The existing argument compares the average characteristics of charter and traditional public schools, which is problematic; traditional public schools serve students everywhere while charter schools are concentrated in urban areas and don’t serve the average student population. So blanket comparisons between charters and traditional publics can’t help but yield misleading results.

A more telling method would compare charters to the neighboring traditional public schools that students might otherwise attend. In a forthcoming study, I compare the suspension rates of charter schools across the nation to the rates of their five nearest traditional public school peers. Rather than simply looking at the question from 30,000 feet, this comparison lets us understand the actual differences between charters and comparable traditional public schools.

On average, the charter suspension rates in dark blue in the figure below are indeed higher than for all traditional public schools in grey. But compared to their neighbors in light blue, that gap disappears. If anything, discipline at charter schools is less severe. 

It turns out that it matters quite a bit which schools you compare charters to, but it also matters how you compare them. Comparing averages assumes that charters are similar to one another, but some charters might have much lower discipline rates than their neighbors while others have much higher rates. The second chart shows how often and how much charter discipline rates differ from their neighbors.

About half of charter schools have relatively similar out-of-school suspension rates (±5 percentage points, in grey). The red sections show the proportion of charters with suspension rates that are higher than their neighboring traditional public schools, where 11 percent in dark red have suspension rates that are 10 or more percentage points higher and 6 percent in light red have marginally higher rates of between 5 and 9 percentage points. But the blue sections indicate that substantially more charters have lower suspension rates than their neighboring traditional public schools. Fifteen percent of charters have rates 10 or more points lower than their neighbors (dark blue), and nearly as many have rates 5 to 9 points lower (light blue). Contrary to the prevailing narrative on charter school discipline, charters more frequently have lower suspension rates than their neighboring public schools.

Inappropriately harsh discipline practices deserve public scrutiny, whether in charter or traditional public schools. As the graph above shows, some charter schools’ suspension rates are much more severe than their neighbors. But contrary to the popular narrative, driven by high-profile media accounts and ideologically charges phrases like “school-to-prison pipeline,” a larger percentage of charter schools suspend students less frequently, not more.
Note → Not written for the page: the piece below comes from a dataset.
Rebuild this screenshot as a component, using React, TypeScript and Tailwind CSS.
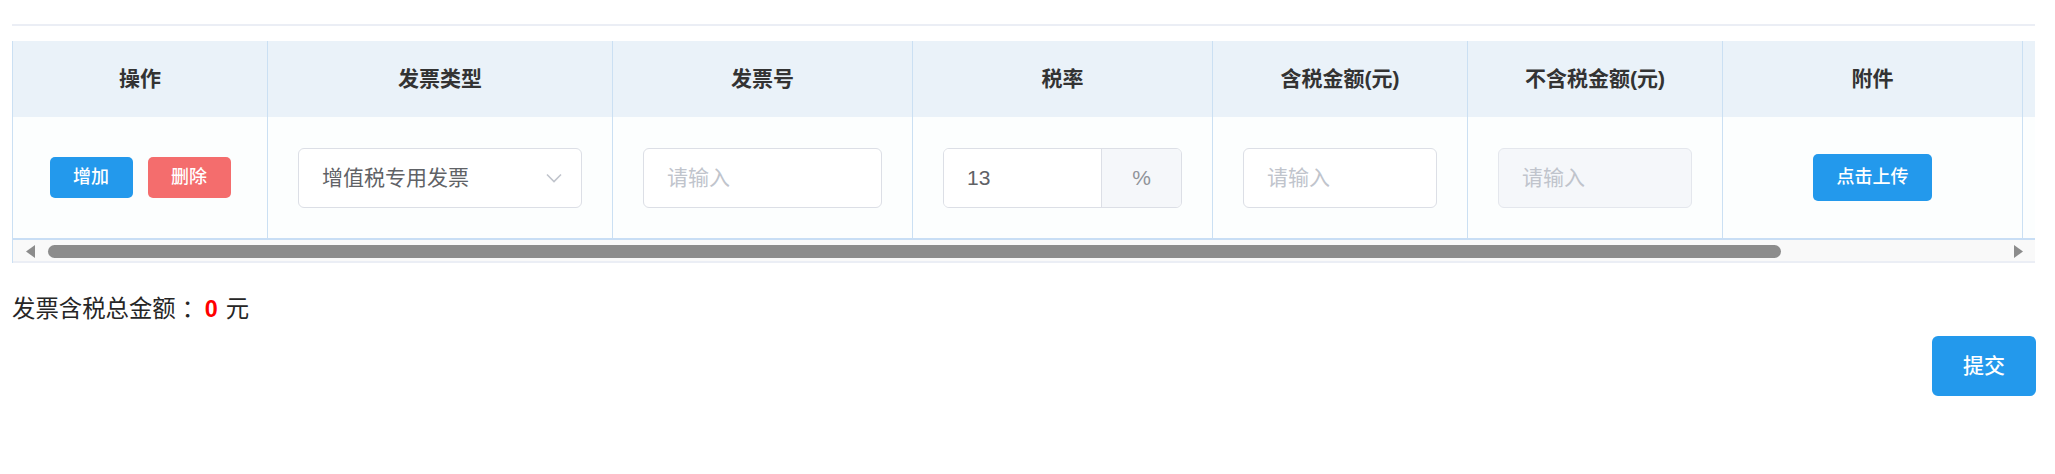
import React from "react";

const borderCol = "border-[#cbe0f3]";

function HeaderCell({ w, children }: { w: string; children?: React.ReactNode }) {
  return (
    <div
      className={`${w} shrink-0 border-r ${borderCol} flex items-center justify-center text-[21px] font-bold text-[#333333]`}
    >
      {children}
    </div>
  );
}

function BodyCell({ w, children, center }: { w: string; children?: React.ReactNode; center?: boolean }) {
  return (
    <div
      className={`${w} shrink-0 border-r ${borderCol} flex items-center px-[30px] ${center ? "justify-center" : ""}`}
    >
      {children}
    </div>
  );
}

function TextInput({ value, placeholder, disabled }: { value?: string; placeholder?: string; disabled?: boolean }) {
  return (
    <input
      defaultValue={value}
      placeholder={placeholder}
      disabled={disabled}
      className={`w-full h-[60px] rounded-[6px] border pl-[23px] pr-[15px] text-[21px] text-[#606266] placeholder:text-[#c0c4cc] outline-none ${
        disabled ? "bg-[#f5f7fa] border-[#e4e7ed]" : "bg-white border-[#dcdfe6]"
      }`}
    />
  );
}

export default function App() {
  return (
    <div className="w-[2055px] h-[474px] bg-white pl-[12px] pr-[20px] pt-[24px] font-['Liberation_Sans','Noto_Sans_CJK_SC',sans-serif]">
      <div className="h-[2px] bg-[#ebeef5]" />

      <div className={`mt-[15px] border-l ${borderCol} flex flex-col overflow-hidden`}>
        {/* header */}
        <div className="flex h-[76px] bg-[#eaf2f9]">
          <HeaderCell w="w-[255px]">操作</HeaderCell>
          <HeaderCell w="w-[345px]">发票类型</HeaderCell>
          <HeaderCell w="w-[300px]">发票号</HeaderCell>
          <HeaderCell w="w-[300px]">税率</HeaderCell>
          <HeaderCell w="w-[255px]">含税金额(元)</HeaderCell>
          <HeaderCell w="w-[255px]">不含税金额(元)</HeaderCell>
          <HeaderCell w="w-[300px]">附件</HeaderCell>
          <div className="flex-1" />
        </div>

        {/* body row */}
        <div className="flex h-[123px] bg-[#fcfefe] border-b-2 border-[#c8def5]">
          <BodyCell w="w-[255px]" center>
            <div className="flex items-center gap-[15px]">
              <button className="w-[83px] h-[41px] rounded-[5px] bg-[#2399ec] text-white text-[18px] font-medium">
                增加
              </button>
              <button className="w-[83px] h-[41px] rounded-[5px] bg-[#f46d6d] text-white text-[18px] font-medium">
                删除
              </button>
            </div>
          </BodyCell>
          <BodyCell w="w-[345px]">
            <div className="w-full h-[60px] rounded-[6px] border border-[#dcdfe6] bg-white flex items-center justify-between pl-[23px] pr-[19px] text-[21px] text-[#606266]">
              <span>增值税专用发票</span>
              <svg width="16" height="10" viewBox="0 0 16 10" fill="none">
                <path d="M1 1.5 L8 8.5 L15 1.5" stroke="#c0c4cc" strokeWidth="1.6" />
              </svg>
            </div>
          </BodyCell>
          <BodyCell w="w-[300px]">
            <TextInput placeholder="请输入" />
          </BodyCell>
          <BodyCell w="w-[300px]">
            <div className="w-full h-[60px] rounded-[6px] border border-[#dcdfe6] bg-white flex overflow-hidden">
              <input
                defaultValue="13"
                className="flex-1 min-w-0 pl-[23px] text-[21px] text-[#606266] outline-none bg-white"
              />
              <div className="w-[80px] shrink-0 border-l border-[#dcdfe6] bg-[#f5f7fa] flex items-center justify-center text-[21px] text-[#909399]">
                %
              </div>
            </div>
          </BodyCell>
          <BodyCell w="w-[255px]">
            <TextInput placeholder="请输入" />
          </BodyCell>
          <BodyCell w="w-[255px]">
            <TextInput placeholder="请输入" disabled />
          </BodyCell>
          <BodyCell w="w-[300px]" center>
            <button className="w-[119px] h-[47px] rounded-[5px] bg-[#2399ec] text-white text-[18px] font-medium">
              点击上传
            </button>
          </BodyCell>
          <div className="flex-1" />
        </div>

        {/* scrollbar */}
        <div className="h-[23px] bg-[#f9f9f9] border-b-2 border-[#ebeef5] flex items-start pt-[5px]">
          <svg className="ml-[12px] shrink-0" width="11" height="13" viewBox="0 0 11 13">
            <path d="M10 0 L10 13 L1 6.5 Z" fill="#8c8c8c" />
          </svg>
          <div className="ml-[12px] w-[1733px] h-[13px] rounded-full bg-[#8c8c8c]" />
          <div className="flex-1" />
          <svg className="mr-[11px] shrink-0" width="11" height="13" viewBox="0 0 11 13">
            <path d="M1 0 L1 13 L10 6.5 Z" fill="#8c8c8c" />
          </svg>
        </div>
      </div>

      <div className="mt-[31px] h-[30px] leading-[30px] text-[23.4px] text-[#262626] flex items-center">
        <span>发票含税总金额</span>
        <span className="ml-[6px] w-[23px]">：</span>
        <span className="text-[#ff0000] font-bold">0</span>
        <span className="ml-[8px]">元</span>
      </div>

      <div className="mt-[12px] flex justify-end">
        <button className="w-[104px] h-[60px] rounded-[6px] bg-[#2399ec] text-white text-[21px] font-medium -mr-[1px]">
          提交
        </button>
      </div>
    </div>
  );
}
King said, "my challenge to you is this: don't get caught up in battles about whether charters are a little better or a little worse than average on discipline … Instead, focus on innovating to lead the way for the sake of our students."

We should not get caught up in that battle, but in the politicized debate surrounding charter schools, it’s important to get the basic facts right. We need to have a debate about the charter schools we actually have, not those we think we have. Promoting the narrative that charters have a widespread discipline problem is not only misleading, it also misses the good news that, when it comes to discipline, many charter schools are already leading the way.